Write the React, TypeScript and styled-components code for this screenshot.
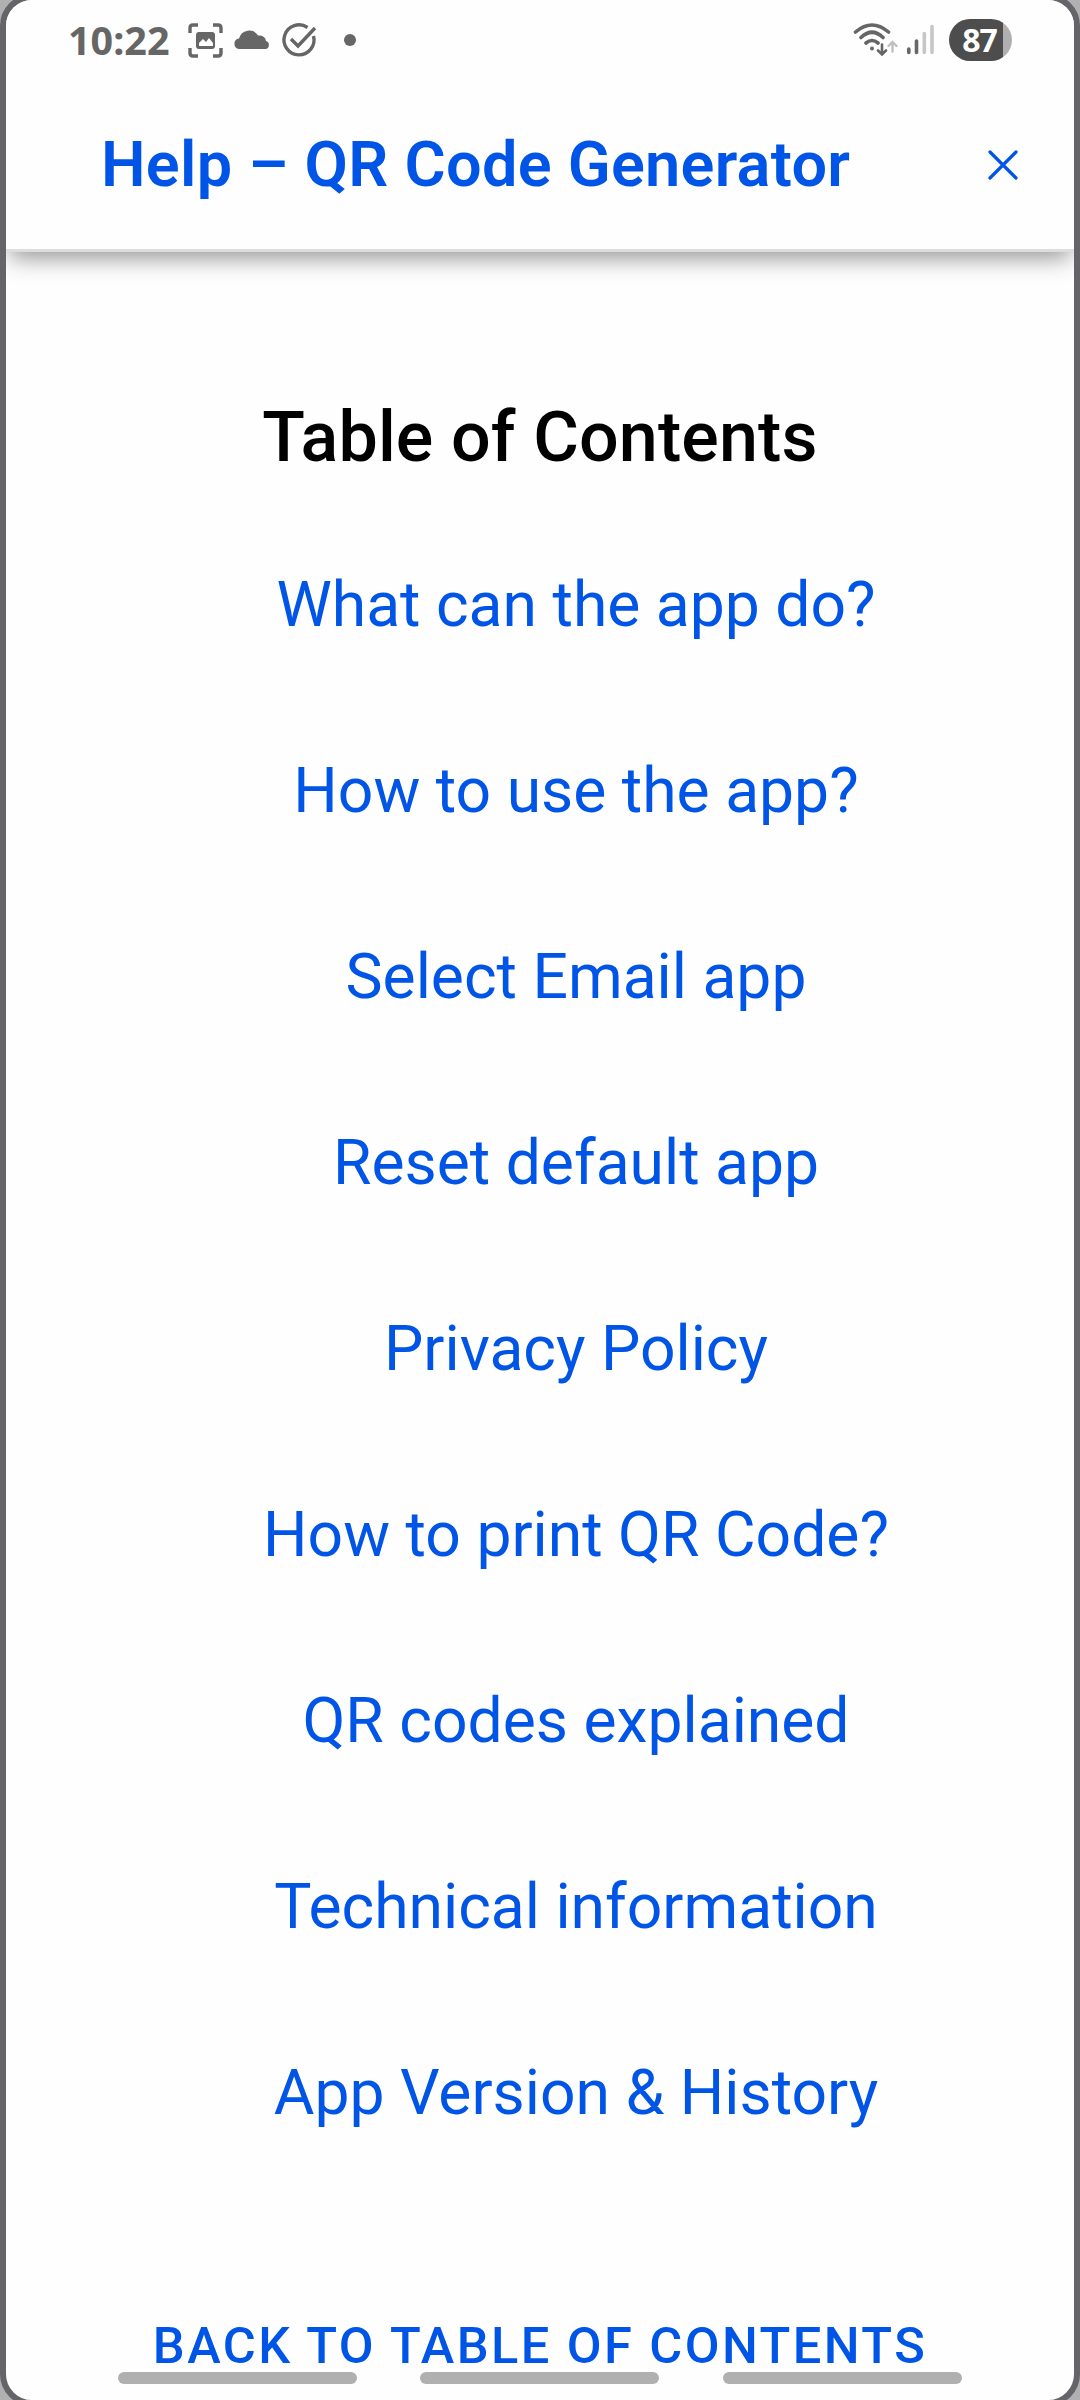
---
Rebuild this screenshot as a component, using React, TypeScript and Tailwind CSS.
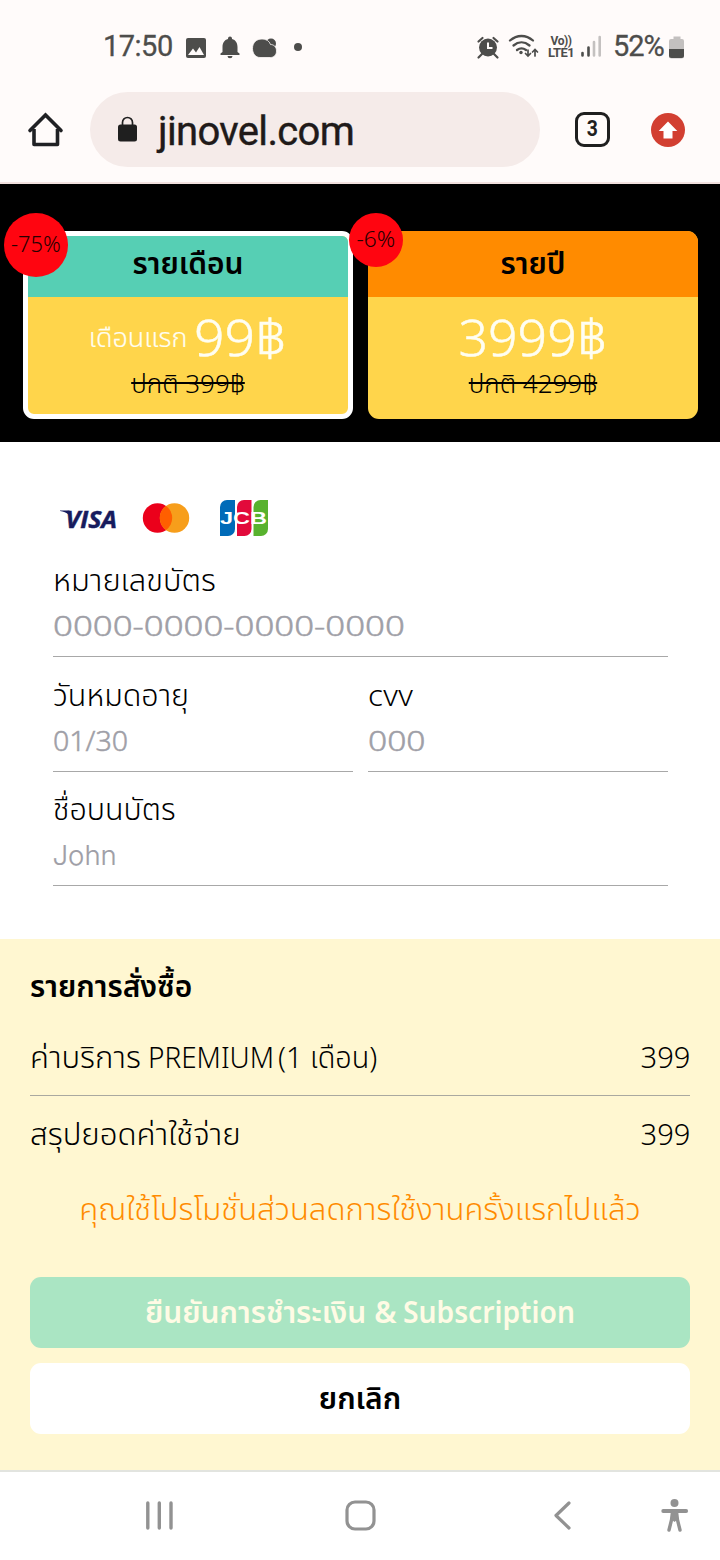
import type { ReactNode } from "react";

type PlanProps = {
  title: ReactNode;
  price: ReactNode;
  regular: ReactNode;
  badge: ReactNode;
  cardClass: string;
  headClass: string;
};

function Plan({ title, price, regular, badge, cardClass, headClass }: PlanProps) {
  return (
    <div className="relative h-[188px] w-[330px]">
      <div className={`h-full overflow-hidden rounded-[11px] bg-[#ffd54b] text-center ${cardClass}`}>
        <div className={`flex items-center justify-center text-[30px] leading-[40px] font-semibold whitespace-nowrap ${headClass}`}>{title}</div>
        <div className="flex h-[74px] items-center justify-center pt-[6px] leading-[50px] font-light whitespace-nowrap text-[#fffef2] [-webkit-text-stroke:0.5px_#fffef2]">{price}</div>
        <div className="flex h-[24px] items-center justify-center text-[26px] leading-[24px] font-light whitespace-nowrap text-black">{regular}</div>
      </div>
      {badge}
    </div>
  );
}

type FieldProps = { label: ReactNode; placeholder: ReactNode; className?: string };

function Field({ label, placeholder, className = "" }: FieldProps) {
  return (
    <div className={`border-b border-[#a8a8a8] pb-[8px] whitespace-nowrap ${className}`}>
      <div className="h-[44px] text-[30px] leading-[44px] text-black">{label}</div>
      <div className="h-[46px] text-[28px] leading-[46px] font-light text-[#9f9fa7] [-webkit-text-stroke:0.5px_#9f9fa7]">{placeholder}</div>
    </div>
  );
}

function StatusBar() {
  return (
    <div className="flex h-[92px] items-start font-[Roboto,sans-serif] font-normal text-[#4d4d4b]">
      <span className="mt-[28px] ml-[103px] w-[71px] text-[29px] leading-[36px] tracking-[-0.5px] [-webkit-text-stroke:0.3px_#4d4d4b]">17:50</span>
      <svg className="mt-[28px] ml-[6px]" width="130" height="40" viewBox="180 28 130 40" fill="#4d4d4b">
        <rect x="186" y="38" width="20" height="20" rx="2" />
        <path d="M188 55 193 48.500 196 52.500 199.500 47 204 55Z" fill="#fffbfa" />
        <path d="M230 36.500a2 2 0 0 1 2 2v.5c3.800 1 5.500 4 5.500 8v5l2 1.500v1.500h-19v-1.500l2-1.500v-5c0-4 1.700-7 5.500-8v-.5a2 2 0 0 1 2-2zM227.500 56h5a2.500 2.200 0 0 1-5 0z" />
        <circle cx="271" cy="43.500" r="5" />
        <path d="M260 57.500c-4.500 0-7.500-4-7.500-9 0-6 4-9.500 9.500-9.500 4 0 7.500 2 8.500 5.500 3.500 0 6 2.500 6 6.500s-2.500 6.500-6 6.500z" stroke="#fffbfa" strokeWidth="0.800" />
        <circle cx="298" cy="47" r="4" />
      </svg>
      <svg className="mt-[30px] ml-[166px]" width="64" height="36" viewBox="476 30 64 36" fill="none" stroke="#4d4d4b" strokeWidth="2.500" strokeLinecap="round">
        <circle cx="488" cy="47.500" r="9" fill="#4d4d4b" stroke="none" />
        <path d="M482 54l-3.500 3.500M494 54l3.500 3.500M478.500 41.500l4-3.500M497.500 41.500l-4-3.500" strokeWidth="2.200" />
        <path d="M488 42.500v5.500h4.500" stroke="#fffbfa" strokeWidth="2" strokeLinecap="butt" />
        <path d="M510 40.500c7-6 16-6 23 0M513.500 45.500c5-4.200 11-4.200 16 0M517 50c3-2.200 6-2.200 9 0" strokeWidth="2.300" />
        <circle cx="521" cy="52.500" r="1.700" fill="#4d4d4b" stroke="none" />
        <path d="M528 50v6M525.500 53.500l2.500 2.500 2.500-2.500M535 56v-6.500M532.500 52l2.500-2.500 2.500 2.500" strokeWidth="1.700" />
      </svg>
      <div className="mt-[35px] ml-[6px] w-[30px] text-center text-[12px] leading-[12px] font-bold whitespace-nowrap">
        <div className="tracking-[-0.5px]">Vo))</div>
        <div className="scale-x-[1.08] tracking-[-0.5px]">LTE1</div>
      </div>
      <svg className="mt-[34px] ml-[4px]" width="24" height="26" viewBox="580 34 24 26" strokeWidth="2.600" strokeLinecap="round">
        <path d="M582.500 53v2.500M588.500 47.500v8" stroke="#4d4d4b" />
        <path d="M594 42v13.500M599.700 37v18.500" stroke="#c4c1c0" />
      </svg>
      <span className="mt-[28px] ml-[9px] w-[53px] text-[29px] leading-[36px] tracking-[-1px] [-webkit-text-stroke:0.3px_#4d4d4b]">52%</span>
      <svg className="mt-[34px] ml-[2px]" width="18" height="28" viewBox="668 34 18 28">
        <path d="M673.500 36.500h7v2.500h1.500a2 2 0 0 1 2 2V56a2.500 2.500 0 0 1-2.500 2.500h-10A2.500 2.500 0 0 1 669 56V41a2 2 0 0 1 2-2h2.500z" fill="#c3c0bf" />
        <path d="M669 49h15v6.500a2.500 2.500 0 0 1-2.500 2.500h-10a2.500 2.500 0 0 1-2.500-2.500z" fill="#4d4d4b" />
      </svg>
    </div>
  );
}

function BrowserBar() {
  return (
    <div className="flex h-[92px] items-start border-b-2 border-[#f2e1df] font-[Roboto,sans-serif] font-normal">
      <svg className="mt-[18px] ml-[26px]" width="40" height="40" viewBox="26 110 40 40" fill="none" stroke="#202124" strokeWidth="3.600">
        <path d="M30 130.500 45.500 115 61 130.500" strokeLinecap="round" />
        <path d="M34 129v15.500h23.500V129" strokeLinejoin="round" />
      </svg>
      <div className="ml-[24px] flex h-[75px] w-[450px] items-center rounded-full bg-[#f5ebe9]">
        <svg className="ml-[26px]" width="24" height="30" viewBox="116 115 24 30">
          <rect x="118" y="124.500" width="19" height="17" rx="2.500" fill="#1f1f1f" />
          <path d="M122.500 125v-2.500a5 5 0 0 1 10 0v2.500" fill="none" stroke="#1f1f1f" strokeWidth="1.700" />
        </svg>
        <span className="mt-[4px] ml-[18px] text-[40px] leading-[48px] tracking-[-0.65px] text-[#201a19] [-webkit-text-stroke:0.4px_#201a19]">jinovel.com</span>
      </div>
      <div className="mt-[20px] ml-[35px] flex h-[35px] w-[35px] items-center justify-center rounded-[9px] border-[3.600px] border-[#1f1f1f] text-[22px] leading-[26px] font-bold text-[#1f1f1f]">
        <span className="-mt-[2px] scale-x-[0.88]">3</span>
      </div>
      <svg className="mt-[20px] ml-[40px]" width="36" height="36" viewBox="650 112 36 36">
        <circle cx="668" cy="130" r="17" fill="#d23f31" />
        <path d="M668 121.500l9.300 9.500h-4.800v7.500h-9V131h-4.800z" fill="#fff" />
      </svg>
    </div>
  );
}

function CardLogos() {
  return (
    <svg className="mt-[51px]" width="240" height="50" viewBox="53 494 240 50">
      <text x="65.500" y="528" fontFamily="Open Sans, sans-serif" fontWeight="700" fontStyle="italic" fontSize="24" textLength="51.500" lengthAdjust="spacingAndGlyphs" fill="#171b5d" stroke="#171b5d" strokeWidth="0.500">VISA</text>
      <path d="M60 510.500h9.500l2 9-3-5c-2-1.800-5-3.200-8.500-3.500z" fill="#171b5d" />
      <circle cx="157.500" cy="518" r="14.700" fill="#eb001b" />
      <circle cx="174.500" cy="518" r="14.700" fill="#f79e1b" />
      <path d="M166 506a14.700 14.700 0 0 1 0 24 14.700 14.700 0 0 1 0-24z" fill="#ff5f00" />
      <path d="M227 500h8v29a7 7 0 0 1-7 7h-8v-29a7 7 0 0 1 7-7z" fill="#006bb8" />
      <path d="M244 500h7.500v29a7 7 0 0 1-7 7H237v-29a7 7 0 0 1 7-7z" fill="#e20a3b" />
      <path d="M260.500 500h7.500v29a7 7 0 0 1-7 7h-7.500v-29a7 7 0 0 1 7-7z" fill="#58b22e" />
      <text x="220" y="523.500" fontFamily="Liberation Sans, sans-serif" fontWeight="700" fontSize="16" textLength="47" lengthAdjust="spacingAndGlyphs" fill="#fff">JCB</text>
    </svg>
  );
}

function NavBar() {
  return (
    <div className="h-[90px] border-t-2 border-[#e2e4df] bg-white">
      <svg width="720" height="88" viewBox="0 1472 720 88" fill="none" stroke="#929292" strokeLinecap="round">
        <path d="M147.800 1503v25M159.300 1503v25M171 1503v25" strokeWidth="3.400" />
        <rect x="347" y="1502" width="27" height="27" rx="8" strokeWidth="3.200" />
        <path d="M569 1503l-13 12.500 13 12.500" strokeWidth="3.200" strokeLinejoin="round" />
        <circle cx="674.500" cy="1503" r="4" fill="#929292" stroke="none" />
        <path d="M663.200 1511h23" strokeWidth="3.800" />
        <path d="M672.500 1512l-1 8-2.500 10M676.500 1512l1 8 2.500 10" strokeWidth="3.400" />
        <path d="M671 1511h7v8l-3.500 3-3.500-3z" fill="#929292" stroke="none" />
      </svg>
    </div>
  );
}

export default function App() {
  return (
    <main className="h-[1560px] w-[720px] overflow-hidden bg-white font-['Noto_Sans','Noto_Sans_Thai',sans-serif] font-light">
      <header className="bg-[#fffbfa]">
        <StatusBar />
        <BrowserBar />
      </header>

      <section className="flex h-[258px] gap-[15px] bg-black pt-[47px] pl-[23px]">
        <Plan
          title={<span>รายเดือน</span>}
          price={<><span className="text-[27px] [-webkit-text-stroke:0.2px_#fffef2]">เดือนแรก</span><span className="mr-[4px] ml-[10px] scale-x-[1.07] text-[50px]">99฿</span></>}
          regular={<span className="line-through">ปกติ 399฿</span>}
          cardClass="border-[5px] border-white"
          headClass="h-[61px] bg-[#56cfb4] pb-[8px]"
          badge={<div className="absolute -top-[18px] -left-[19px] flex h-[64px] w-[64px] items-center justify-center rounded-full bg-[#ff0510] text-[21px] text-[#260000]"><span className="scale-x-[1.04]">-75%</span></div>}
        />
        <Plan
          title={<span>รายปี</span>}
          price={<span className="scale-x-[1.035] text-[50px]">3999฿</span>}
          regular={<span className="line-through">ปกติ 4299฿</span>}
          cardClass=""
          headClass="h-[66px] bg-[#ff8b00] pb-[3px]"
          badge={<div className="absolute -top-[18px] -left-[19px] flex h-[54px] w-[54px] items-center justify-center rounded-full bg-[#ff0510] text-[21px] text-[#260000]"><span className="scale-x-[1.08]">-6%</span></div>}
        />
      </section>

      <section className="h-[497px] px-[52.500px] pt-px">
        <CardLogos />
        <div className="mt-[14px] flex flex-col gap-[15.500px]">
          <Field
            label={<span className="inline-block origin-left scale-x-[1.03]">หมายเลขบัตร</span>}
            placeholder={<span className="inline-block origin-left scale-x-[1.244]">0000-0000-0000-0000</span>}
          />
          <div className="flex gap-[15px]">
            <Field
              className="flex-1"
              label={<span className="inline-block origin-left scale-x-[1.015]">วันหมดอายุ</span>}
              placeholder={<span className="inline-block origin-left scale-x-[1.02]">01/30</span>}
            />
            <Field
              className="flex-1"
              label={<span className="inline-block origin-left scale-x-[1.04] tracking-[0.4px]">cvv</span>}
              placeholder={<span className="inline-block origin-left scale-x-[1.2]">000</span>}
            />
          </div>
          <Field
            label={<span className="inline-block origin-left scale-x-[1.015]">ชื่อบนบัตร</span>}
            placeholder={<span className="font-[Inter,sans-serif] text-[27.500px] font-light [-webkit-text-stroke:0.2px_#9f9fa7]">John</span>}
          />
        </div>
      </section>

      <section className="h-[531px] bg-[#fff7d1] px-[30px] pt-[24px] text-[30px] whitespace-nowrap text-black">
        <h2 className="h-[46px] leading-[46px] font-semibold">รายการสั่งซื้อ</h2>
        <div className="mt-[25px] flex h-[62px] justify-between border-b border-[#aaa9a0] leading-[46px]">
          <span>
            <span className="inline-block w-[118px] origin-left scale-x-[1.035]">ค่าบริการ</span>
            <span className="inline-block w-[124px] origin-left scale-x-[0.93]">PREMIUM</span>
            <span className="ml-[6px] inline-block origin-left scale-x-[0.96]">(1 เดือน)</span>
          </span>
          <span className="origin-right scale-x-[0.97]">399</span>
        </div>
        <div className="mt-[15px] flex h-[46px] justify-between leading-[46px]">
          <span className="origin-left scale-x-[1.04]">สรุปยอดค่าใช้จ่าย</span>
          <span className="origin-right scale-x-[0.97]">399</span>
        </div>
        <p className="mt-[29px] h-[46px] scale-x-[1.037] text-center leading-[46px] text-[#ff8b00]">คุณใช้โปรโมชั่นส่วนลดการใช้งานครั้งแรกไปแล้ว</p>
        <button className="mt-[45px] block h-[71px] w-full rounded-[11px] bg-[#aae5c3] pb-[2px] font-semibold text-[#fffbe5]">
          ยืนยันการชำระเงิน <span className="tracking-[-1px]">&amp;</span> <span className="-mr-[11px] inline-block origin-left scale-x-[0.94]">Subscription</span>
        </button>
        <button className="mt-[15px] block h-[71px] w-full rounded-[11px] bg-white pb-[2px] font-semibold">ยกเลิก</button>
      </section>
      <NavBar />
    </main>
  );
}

» **STATED GOAL**
In the records above, find the line with "Rebuild this screenshot" and the line with "ReactNode; placeholder: ReactNode;", then restate word for word only those two lines and all lines between, omitting pictures.

» **RESPONSE**
Rebuild this screenshot as a component, using React, TypeScript and Tailwind CSS.
import type { ReactNode } from "react";

type PlanProps = {
  title: ReactNode;
  price: ReactNode;
  regular: ReactNode;
  badge: ReactNode;
  cardClass: string;
  headClass: string;
};

function Plan({ title, price, regular, badge, cardClass, headClass }: PlanProps) {
  return (
    <div className="relative h-[188px] w-[330px]">
      <div className={`h-full overflow-hidden rounded-[11px] bg-[#ffd54b] text-center ${cardClass}`}>
        <div className={`flex items-center justify-center text-[30px] leading-[40px] font-semibold whitespace-nowrap ${headClass}`}>{title}</div>
        <div className="flex h-[74px] items-center justify-center pt-[6px] leading-[50px] font-light whitespace-nowrap text-[#fffef2] [-webkit-text-stroke:0.5px_#fffef2]">{price}</div>
        <div className="flex h-[24px] items-center justify-center text-[26px] leading-[24px] font-light whitespace-nowrap text-black">{regular}</div>
      </div>
      {badge}
    </div>
  );
}

type FieldProps = { label: ReactNode; placeholder: ReactNode; className?: string };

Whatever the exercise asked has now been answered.